Focus on the family

Focus on the family.
Bonne Anniversaire.
“Sweetheart, we need to hurry up.” You say as you jump out of bed. She still hugs the covers but you snatch them off her as she groans.
“What day is it?” she asks groggily.
“Tuesday,” you say hurriedly as if you pick out your clothes from your wardrobe.
“Where’s my breakfast?” your wife asks chirpily.
You look at her askance to be sure she’s not still sleeping. She looks wide awake.
“What are you talking about honey?”’ you ask her confused. “It’s time for devotion.”
Your wife gets out of bed with a frown and you wonder what sort of dream she must have had in the night.
After devotion, you quickly hurry away not forgetting to give your wife a goodbye peck on the cheeks. She moves her head to avoid it. You are puzzled but you are already running late to the office. And you have two important meetings today.

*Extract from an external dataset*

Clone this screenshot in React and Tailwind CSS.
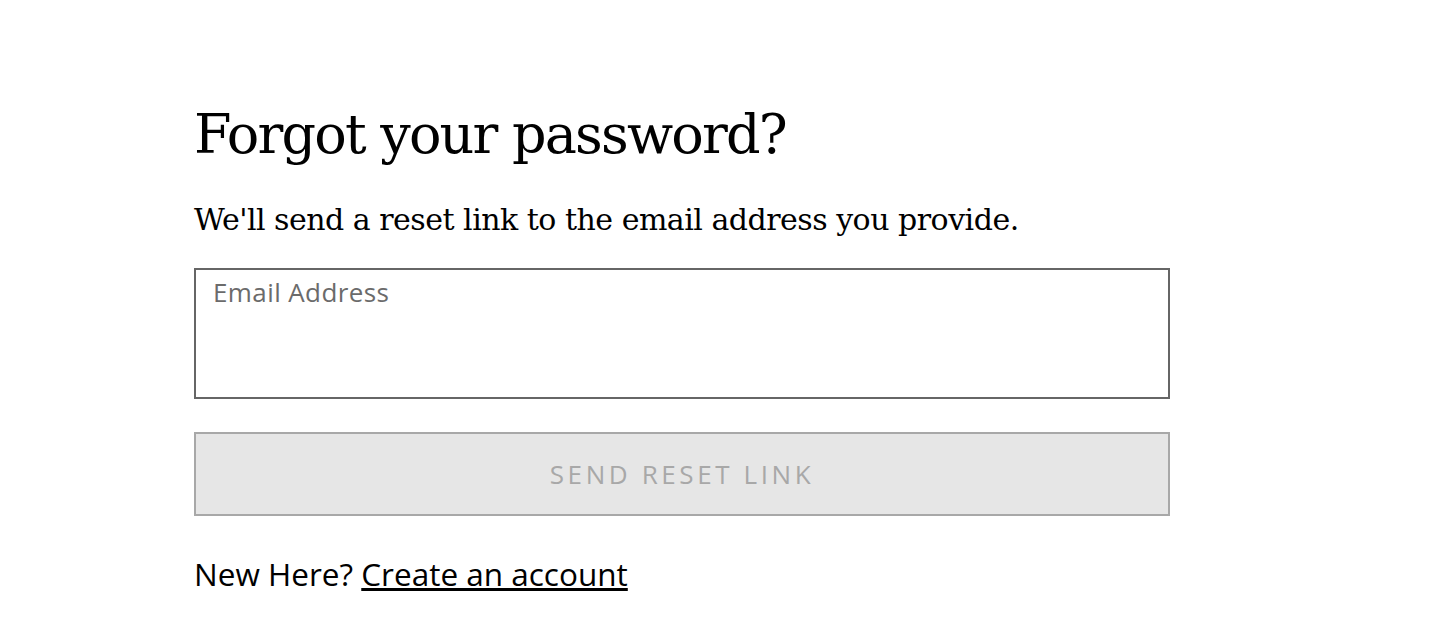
export default function App() {
  return (
    <div className="min-h-[624px] w-full bg-white">
      <div className="ml-[194px] w-[976px] pt-[98px]">
        <h1 className="font-['DejaVu_Serif',serif] text-[54px] leading-[74px] tracking-[-1.8px] text-black">
          Forgot your password?
        </h1>
        <p className="mt-[28px] font-['DejaVu_Serif',serif] text-[30px] leading-[40px] tracking-[-0.5px] text-black">
          We'll send a reset link to the email address you provide.
        </p>
        <div className="mt-[28px] h-[131px] border-2 border-[#666666] px-[17px] pt-[3px]">
          <span className="font-['Open_Sans',sans-serif] text-[26px] tracking-[0.4px] text-[#6b6b6b]">Email Address</span>
        </div>
        <button className="mt-[33px] flex h-[84px] w-full items-center justify-center border-2 border-[#a8a8a8] bg-[#e6e6e6] font-['Open_Sans',sans-serif] text-[26px] tracking-[3.6px] text-[#a8a8a8]">
          SEND RESET LINK
        </button>
        <p className="mt-[36px] font-['Open_Sans',sans-serif] text-[31.5px] leading-[44px] text-black">
          New Here? <a className="underline">Create an account</a>
        </p>
      </div>
    </div>
  );
}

“Ok honey. See you later,” you say as you zoom off. Perhaps she was still sleepy or not just in a good mood.
At around 2pm, you get a breather and check your phone. No messages from your wife. That was odd. Perhaps she was tied up at work.
“Hi babe,” you type a BBM message and return to work.
She does not respond even up to three hours later..
You shrug. She must be really busy. Around 7pm, you get home from work thankful that you did not spend too much time in traffic. Your wife is already home watching TV. You go over to hug her but she does not respond. This is very odd. Your wife is usually a very warm person.
“Honey, what is the matter?” you ask her puzzled.
“What is the matter? What is the matter?” she repeats loudly.
You are confused.
“What day is it?”
“Tuesday,” you say scratching your head.
“What is today’s date?” she presses, eyes blazing.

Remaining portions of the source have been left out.